There is no fascism in Poland?

radicals
populism
poprebel
fascism
nationalism
xenophobia
violence
jewish
right-wing
conservative

#1

I’d like to share with you an announcement of an event that will take place in the Common Theater in Warsaw this month - on the 23rd of February. Both the program and the text of the invitation are around various instances of fascist gestures and acts that took place in the past years in Poland.

It talks about an organisation “Pride and Modernity” that organised Hitler’s birthday in May 2017 (and later on the pro-government media called it a “photo-op” cooked up by journalists from the biggest commercial television in Poland - not necessarily warm towards the current government.

It mentions the now-famous march that happened last year in Warsaw, where the government walked along ONR’s members (an extreme ultranationalist right-wing party) and some of the international fascists, i.e. Forza Nuova from Italy. Only a week ago, another group decided to disturb the commemoration of the liberation of Auschwitz. This time the event was led by Piotr Rybak, a person already known from burning a puppet of Soros in 2017 and being convicted for that. The group demanded that “Poland fought the Jews”. The list is a bit longer and terrifying.

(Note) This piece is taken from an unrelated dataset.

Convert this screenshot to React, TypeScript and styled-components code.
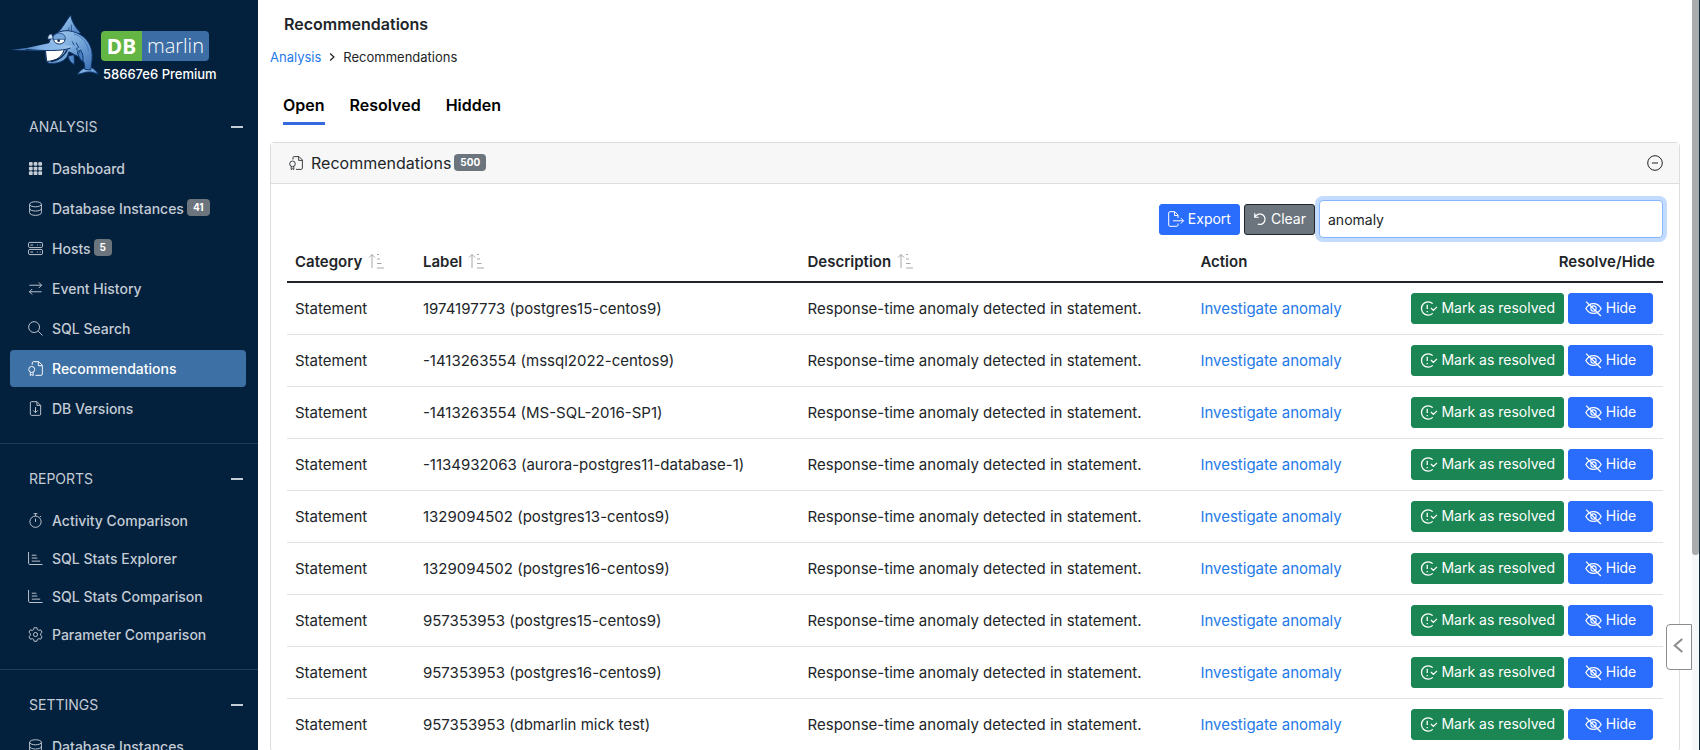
import React from "react";
import styled, { createGlobalStyle } from "styled-components";

const Global = createGlobalStyle`
  * { box-sizing: border-box; }
  body { margin: 0; font-family: Inter, "Liberation Sans", sans-serif; font-size: 15px; line-height: 24px; color: #212529; background: #fff; }
  a { color: #1f7ae8; text-decoration: none; }
  button, input { font: inherit; }
`;

const Page = styled.div`
  display: flex;
  height: 100vh;
  overflow: hidden;
`;
const Sidebar = styled.aside`
  flex: 0 0 258px;
  background: #03203c;
  color: #c4ccd6;
  overflow: hidden;
`;
const Brand = styled.div`
  display: flex;
  height: 104px;
  padding-top: 8px;
`;
const BrandText = styled.div`
  display: flex;
  flex-direction: column;
  gap: 1px;
  padding-top: 23px;
  margin-left: -9px;
`;
const Plate = styled.div`
  display: flex;
  width: 108px;
  height: 30px;
  color: #fff;
  font-size: 22px;
  line-height: 30px;
`;
const PlateDb = styled.span`
  width: 41px;
  border-radius: 4px 0 0 4px;
  background: #63b544;
  font-family: "Noto Sans", sans-serif;
  font-weight: 700;
  font-size: 21px;
  text-align: center;
`;
const PlateName = styled.span`
  flex: 1;
  border-radius: 0 4px 4px 0;
  background: #3c6ea5;
  font-family: "Open Sans", sans-serif;
  font-weight: 300;
  font-size: 20px;
  text-align: center;
`;
const Version = styled.span`
  padding-left: 2px;
  font-size: 13px;
  font-weight: 500;
  color: #fff;
  white-space: nowrap;
`;
const Section = styled.nav`
  border-bottom: 1px solid #1f3d5a;
  padding: 11px 12px 16px 10px;
  & + & { padding-top: 23px; }
`;
const SectionHead = styled.button`
  display: flex;
  width: 100%;
  justify-content: space-between;
  align-items: center;
  height: 24px;
  padding: 0 3px 0 19px;
  border: 0;
  background: none;
  color: inherit;
  font-size: 14px;
`;
const Dash = styled.span`
  width: 12px;
  height: 2px;
  background: #c4ccd6;
`;
const Items = styled.ul<{ $gap: number }>`
  display: flex;
  flex-direction: column;
  gap: ${(p) => p.$gap}px;
  margin: 11px 0 0;
  padding: 0;
  list-style: none;
`;
const Item = styled.a<{ $active?: boolean }>`
  display: flex;
  align-items: center;
  height: 37px;
  padding-left: 18px;
  border-radius: 4px;
  font-size: 14px;
  font-weight: 500;
  color: ${(p) => (p.$active ? "#fff" : "#c4ccd6")};
  background: ${(p) => (p.$active ? "#3d70a4" : "transparent")};
  svg { margin-right: 9px; }
`;
const Badge = styled.span`
  margin: 0 0 2px 3px;
  padding: 0 6px;
  border-radius: 4px;
  background: #6c757d;
  color: #fff;
  font-size: 10px;
  font-weight: 700;
  line-height: 17px;
`;

const Main = styled.main`
  flex: 1;
  min-width: 0;
  padding: 12px 12px 0;
`;
const Title = styled.h1`
  margin: 0 0 0 14px;
  font-size: 16px;
  font-weight: 600;
  line-height: 24px;
`;
const Crumbs = styled.nav`
  display: flex;
  align-items: center;
  gap: 6px;
  margin-top: 9px;
  font-size: 13px;
`;
const Tabs = styled.div`
  display: flex;
  gap: 25px;
  margin: 24px 0 17px 13px;
`;
const Tab = styled.button<{ $active?: boolean }>`
  padding: 0 0 5px;
  border: 0;
  border-bottom: 3px solid ${(p) => (p.$active ? "#3569e0" : "transparent")};
  background: none;
  color: #000;
  font-size: 16px;
  font-weight: 600;
`;
const Card = styled.section`
  border: 1px solid #dcdddf;
  border-radius: 4px;
`;
const CardHead = styled.header`
  display: flex;
  align-items: center;
  height: 41px;
  padding: 0 16px 0 18px;
  border-bottom: 1px solid #dcdddf;
  background: #f7f7f7;
`;
const CardTitle = styled.h2`
  margin: 0 0 0 8px;
  font-size: 16px;
  font-weight: 400;
`;
const Fold = styled.button`
  display: flex;
  margin-left: auto;
  padding: 0;
  border: 0;
  background: none;
  color: #212529;
`;
const Tools = styled.div`
  display: flex;
  justify-content: flex-end;
  align-items: center;
  gap: 4px;
  padding: 16px 16px 0;
`;
const tones = { blue: "#2a6cfb", green: "#1b8553", grey: "#6c757d" };
const Btn = styled.button<{ $tone: keyof typeof tones; $wide?: boolean }>`
  display: inline-flex;
  align-items: center;
  justify-content: center;
  gap: 4px;
  height: 31px;
  padding: 0 8px;
  min-width: ${(p) => (p.$wide ? 85 : 0)}px;
  border: 1px solid ${(p) => (p.$tone === "grey" ? "#212529" : tones[p.$tone])};
  border-radius: 3px;
  background: ${(p) => tones[p.$tone]};
  color: #fff;
  font-size: 14px;
  font-weight: 400;
  white-space: nowrap;
`;
const Search = styled.input`
  width: 344px;
  height: 38px;
  padding: 0 8px;
  border: 1px solid #86b7fe;
  border-radius: 4px;
  outline: 0;
  box-shadow: 0 0 0 4px #c2dbfe;
  color: #212529;
  font-size: 14px;
`;
const Table = styled.table`
  width: calc(100% - 32px);
  margin: 0 16px;
  border-collapse: collapse;
  table-layout: fixed;
  th, td { padding: 2px 8px 0; text-align: left; white-space: nowrap; }
  th { height: 44px; padding-top: 4px; border-bottom: 2px solid #212529; font-weight: 600; }
  td { height: 52px; border-bottom: 1px solid #dee2e6; }
  td:last-child { padding-top: 0; }
  th svg { margin-left: 6px; vertical-align: -2px; }
`;
const Col = styled.col<{ $w: number }>`
  width: ${(p) => p.$w}%;
`;
const RowActions = styled.div`
  display: flex;
  justify-content: flex-end;
  gap: 4px;
  padding-right: 2px;
`;
const EndTh = styled.th`
  && { text-align: right; }
`;
const Drawer = styled.button`
  position: fixed;
  right: 8px;
  top: 624px;
  display: flex;
  align-items: center;
  justify-content: center;
  width: 26px;
  height: 46px;
  padding: 0 2px 3px 0;
  border: 1px solid #8c8c8c;
  border-radius: 4px 0 0 4px;
  background: #fff;
  color: #8c8c8c;
`;
const Track = styled.div`
  flex: 0 0 8px;
  border-right: 1px solid #12293a;
  background: #f6f7f8;
`;
const Thumb = styled.div`
  height: 74%;
  border-radius: 0 0 4px 4px;
  background: #a9abac;
`;

const shapes: Record<string, React.ReactNode> = {
  grid: <g fill="currentColor" stroke="none">{[1, 6, 11].map((y) => [1, 6, 11].map((x) => <rect key={`${x}-${y}`} x={x} y={y} width="4" height="4" rx="1" />))}</g>,
  db: <><ellipse cx="8" cy="3.5" rx="6.3" ry="2.7" /><path d="M1.7 3.5v9c0 1.5 2.8 2.8 6.3 2.8s6.3-1.3 6.3-2.8v-9M1.7 8c0 1.5 2.8 2.7 6.3 2.7S14.3 9.5 14.3 8" /></>,
  hosts: <><rect x=".5" y="1.5" width="15" height="5.5" rx="1.5" /><rect x=".5" y="9" width="15" height="5.5" rx="1.5" /><path d="M9.5 4.3h1M12.500 4.300h1M9.500 11.800h1M12.500 11.800h1M2.500 4.300h3M2.500 11.800h3" /></>,
  swap: <path d="M1.500 4.500h13M11.500 1.500l3 3-3 3M14.500 11.500h-13M4.500 8.500l-3 3 3 3" />,
  search: <><circle cx="6.500" cy="6.500" r="5.800" /><path d="M10.800 10.800l4.700 4.700" /></>,
  rec: <><path d="M4.500 4V2c0-.8.6-1.300 1.300-1.300h5.700l3.800 3.800v9.500c0 .8-.6 1.300-1.300 1.300H8M11 1v4h4" /><circle cx="4" cy="9" r="3.200" /><path d="M2.500 12v3.500l1.500-1 1.500 1V12" /></>,
  down: <path d="M3.500.7h6L13.500 4.700v9.300c0 .8-.6 1.300-1.300 1.300H3.800c-.8 0-1.300-.6-1.300-1.300V2C2.500 1.200 3 .7 3.500.7zM9.500.7v4h4M8 6.500v6M5.500 10L8 12.500l2.500-2.500" />,
  timer: <><circle cx="8" cy="9.300" r="6" /><path d="M8 6v3.500M6 .7h4M8 .7v2.500M12.500 4.500l1.300-1.300" /></>,
  stats: <path d="M.6 1v12c0 .8.500 1.400 1.300 1.400H15.500M4 4.500h5M4 7.500h6M4 10.800h9" />,
  gear: <><circle cx="8" cy="8" r="2.200" /><path d="M6.500.8h3l.5 2 1.500.8 2-.6 1.500 2.600L13.500 7v2l1.500 1.400-1.500 2.600-2-.6-1.500.8-.5 2h-3l-.5-2-1.500-.8-2 .6L1 10.400 2.500 9V7L1 5.600 2.500 3l2 .6L6 2.800z" strokeLinejoin="round" /></>,
  exportDoc: <path d="M10 12.500v1.700c0 .7-.5 1.100-1.100 1.100H1.900c-.7 0-1.200-.5-1.200-1.100V1.900C.7 1.200 1.200.7 1.900.7h5L10 4v3M6.500.9V4.500H10M5 9.800h10.500M12.800 7l2.700 2.800-2.700 2.800" />,
  undo: <path d="M2 1.500v4.500h4.500M2.300 5.800A6 6 0 1 1 5.500 13.800" strokeWidth="1.400" />,
  minus: <><circle cx="8" cy="8" r="7.300" /><path d="M5 8h6" /></>,
  resolve: <path d="M12 3.400A6.300 6.300 0 1 0 12 12.600M6.800 4.500v4M6.800 10.300v1.200M10.300 7.500l2.300 2.300L16 6.500" strokeWidth="1.200" />,
  hide: <><path d="M.8 8C2.500 5 5 3.400 8 3.400S13.500 5 15.200 8C13.500 11 11 12.600 8 12.600S2.500 11 .8 8zM1 1.500l14 13.500" strokeWidth="1.200" /><circle cx="8" cy="8" r="2.500" /></>,
  sort: <path d="M4 15V1.500M1 4.500l3-3 3 3M9 1.500h2M9 6h3M9 10.500h4.500M9 15h7" />,
  right: <path d="M5 2.500L11 8l-6 5.500" strokeWidth="2" />,
  left: <path d="M12 1L4 8l8 7" strokeWidth="2.200" />,
};
const Icon = ({ name, size = 15, color = "currentColor" }: { name: string; size?: number; color?: string }) => (
  <svg width={size} height={size} viewBox="0 0 16 16" fill="none" stroke={color} strokeWidth="1" overflow="visible" aria-hidden="true">{shapes[name]}</svg>
);

const Marlin = () => (
  <svg width="110" height="80" viewBox="0 0 330 240" strokeLinejoin="round" aria-hidden="true">
    <defs>
      <linearGradient id="fish" x1="0" y1="0" x2="1" y2="1">
        <stop offset="0" stopColor="#a9cdf0" /><stop offset=".5" stopColor="#78a9dc" /><stop offset="1" stopColor="#3a6fb4" />
      </linearGradient>
      <linearGradient id="bill" x1="0" y1="0" x2="1" y2="0">
        <stop offset="0" stopColor="#1d4f96" /><stop offset=".5" stopColor="#7fb0e4" /><stop offset="1" stopColor="#9cc4ec" />
      </linearGradient>
    </defs>
    <g stroke="#0f356c" strokeWidth="3">
      <path d="M172 76C186 62 196 42 212 21C215 38 222 54 242 74L210 88Z" fill="url(#fish)" />
      <path d="M208 58L203 74M214 50L215 74" fill="none" strokeWidth="2" />
      <path d="M256 178C246 184 238 190 232 199C246 197 256 192 265 192C276 191 284 196 295 199C290 188 280 181 272 178Z" fill="url(#fish)" />
      <path d="M150 96C160 76 178 68 204 68C240 72 266 92 275 126C279 148 275 168 272 186L254 184C256 164 248 152 232 144C218 138 212 132 206 132C204 152 186 168 148 166C136 162 136 148 138 128Z" fill="url(#fish)" />
      <path d="M204 144C206 156 212 164 222 170C224 158 222 148 222 140Z" fill="#5389c8" />
      <path d="M232 132C236 146 240 154 248 162C251 148 248 136 242 126Z" fill="#487fc0" />
    </g>
    <path d="M136 124L194 121C188 143 172 160 140 160Z" fill="#fff" stroke="#0f2d58" strokeWidth="3" />
    <path d="M152 160C178 158 196 140 204 120" fill="none" stroke="#0f2d58" strokeWidth="5" />
    <path d="M30 126L80 120L146 106C168 104 190 108 214 114C216 119 214 122 208 123C180 130 120 128 30 126Z" fill="url(#bill)" />
    <path d="M76 124C130 129 186 130 212 120" fill="none" stroke="#0f356c" strokeWidth="3" />
    <path d="M144 94C142 84 148 78 155 78L160 92Z" fill="#cfe2f5" stroke="#0f356c" strokeWidth="2" />
    <ellipse cx="178" cy="94" rx="17" ry="14" fill="#fff" stroke="#0f356c" strokeWidth="3" />
    <path d="M159 94C158 76 180 70 192 81C197 86 196 92 195 94Z" fill="#76a8dd" stroke="#0f356c" strokeWidth="2" />
    <circle cx="176" cy="98" r="4" fill="#122a4a" />
    <path d="M228 104L236 118L229 122L240 136M216 100L223 112" fill="none" stroke="#1c4a86" strokeWidth="3" />
    <path d="M222 78C246 84 262 104 266 130" fill="none" stroke="#4479bb" strokeWidth="3" />
  </svg>
);

const analysis = [["grid", "Dashboard"], ["db", "Database Instances", "41"], ["hosts", "Hosts", "5"], ["swap", "Event History"], ["search", "SQL Search"], ["rec", "Recommendations"], ["down", "DB Versions"]];
const reports = [["timer", "Activity Comparison"], ["stats", "SQL Stats Explorer"], ["stats", "SQL Stats Comparison"], ["gear", "Parameter Comparison"]];
const settings = [["db", "Database Instances"]];
const labels = ["1974197773 (postgres15-centos9)", "-1413263554 (mssql2022-centos9)", "-1413263554 (MS-SQL-2016-SP1)", "-1134932063 (aurora-postgres11-database-1)", "1329094502 (postgres13-centos9)", "1329094502 (postgres16-centos9)", "957353953 (postgres15-centos9)", "957353953 (postgres16-centos9)", "957353953 (dbmarlin mick test)"];

const Group = ({ title, items, gap }: { title: string; items: string[][]; gap: number }) => (
  <Section aria-label={title}>
    <SectionHead>{title}<Dash /></SectionHead>
    <Items $gap={gap}>
      {items.map(([icon, text, count]) => (
        <li key={text}><Item href="#" $active={text === "Recommendations"}><Icon name={icon} />{text}{count && <Badge>{count}</Badge>}</Item></li>
      ))}
    </Items>
  </Section>
);

export default function App() {
  return (
    <Page>
      <Global />
      <Sidebar>
        <Brand><Marlin /><BrandText><Plate><PlateDb>DB</PlateDb><PlateName>marlin</PlateName></Plate><Version>58667e6 Premium</Version></BrandText></Brand>
        <Group title="ANALYSIS" items={analysis} gap={3} />
        <Group title="REPORTS" items={reports} gap={1} />
        <Group title="SETTINGS" items={settings} gap={1} />
      </Sidebar>
      <Main>
        <Title>Recommendations</Title>
        <Crumbs aria-label="Breadcrumb"><a href="#">Analysis</a><Icon name="right" size={10} /><span>Recommendations</span></Crumbs>
        <Tabs><Tab $active>Open</Tab><Tab>Resolved</Tab><Tab>Hidden</Tab></Tabs>
        <Card>
          <CardHead><Icon name="rec" size={14} /><CardTitle>Recommendations</CardTitle><Badge>500</Badge><Fold aria-label="Collapse"><Icon name="minus" size={16} /></Fold></CardHead>
          <Tools>
            <Btn $tone="blue"><Icon name="exportDoc" size={16} />Export</Btn>
            <Btn $tone="grey"><Icon name="undo" size={14} />Clear</Btn>
            <Search aria-label="Search" defaultValue="anomaly" />
          </Tools>
          <Table>
            <colgroup><Col $w={9.3} /><Col $w={27.95} /><Col $w={28.55} /><Col $w={15} /><Col $w={19.2} /></colgroup>
            <thead><tr><th>Category<Icon name="sort" size={16} color="#a5a8ab" /></th><th>Label<Icon name="sort" size={16} color="#a5a8ab" /></th><th>Description<Icon name="sort" size={16} color="#a5a8ab" /></th><th>Action</th><EndTh>Resolve/Hide</EndTh></tr></thead>
            <tbody>
              {labels.map((l) => (
                <tr key={l}>
                  <td>Statement</td><td>{l}</td><td>Response-time anomaly detected in statement.</td><td><a href="#">Investigate anomaly</a></td>
                  <td><RowActions><Btn $tone="green"><Icon name="resolve" size={17} />Mark as resolved</Btn><Btn $tone="blue" $wide><Icon name="hide" size={17} />Hide</Btn></RowActions></td>
                </tr>
              ))}
            </tbody>
          </Table>
        </Card>
      </Main>
      <Drawer aria-label="Open panel"><Icon name="left" size={15} /></Drawer>
      <Track><Thumb /></Track>
    </Page>
  );
}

I am bringing it here also as a possible source of interesting people and stories to the platform - the Common Theater has invited various organisations, university groups and collectives that work against fascism in Poland to join a one-day discussion and to understand if there is fascism in Poland, and how to deal with the wave of xenophobic, violent acts that shake Polish society.


#2

Thanks for posting Nat! I wish some of us could monitor those events, go and take stock, they might be interesting entries into a community conversation.
I am less and less surprised that Krastev in his latest media article calls Poland the “posterchild of the new populism”. A big generalization as it is, alongside what you write above it opens many ways into better understanding what is going on - especially since his argument leans towards emotional reactivity - a common sense of loss and shame. Also pointed out by Rotschild in her book.


#3

The five stages of grief…


#4

Dear all,

Marta Kotwas, my doctoral student at UCL and I just published a blog post on the March in 2018. We attended it. And we just completed an extensive study of some elements of the far right/right culture and the role of Catholicism in it. Blog here: http://blogs.ucl.ac.uk/ssees/. Article here (pre-publication version): http://discovery.ucl.ac.uk/10066884/
We will love to have your reaction, as we hope that reading it may help to get a better senses of what is going on there.


#5

Thanks for such a thorough description by Marta and you about that March. Did you see any non-polish people there or even nearby?


#6

@johncoate and others: there were representatives of several far right groups (we list them in the blog entry). We saw some members of German Pegida very close to us.


#7

Any people of colour or Moslems?


#8

Did not see any. Doubt it. It is a very monochromatic country. A big part of the problem.


#9

And a quick glance at a couple of reference tells me that not nearly so many refugees came to Poland compared with, say, Hungary and Serbia. Thus, refugees would not define populism in Poland quite as much as with those other countries?


#10

They do for the refugees are intensely “imagined” by the right-wing media and politicians. And many hierarchs of the Catholic Church.


#11

Even though the numbers don’t support it. Or their bar is just set very very low. I was reading about Hungary recently in the New Yorker and it says before 2015 Hungary received about 3,000 asylum requests per year. Then in 2015 hundreds of thousands of people came through there trying usually to get to Germany.


#12

Like here, with Trump, those are imagined realities. The problem is that the hatred these images generate is very real.


#13

Hungary also doesn’t have a huge number of migrants - and those who enter do not want to stay there anyway, both because the economical situation is pretty bad since many years, but also because of the hostility (and possibly the language). So it used to be a route for them to more prosperous European countries, but it isn’t anymore as much.

The fear of refugees is fueled by the notion that Orban has been actively promoting since a long time, that Hungary is the natural border and defender of Christian Europe - as it used to be in the Ottoman times, they are fending off the Muslim invasion. It’s classic fascist tactics - create a fear of a phantom threat and unite people around the idea of defending their own, white identities that are seemingly endangered. It has always worked in fascist rhetoric, despite being completely made up.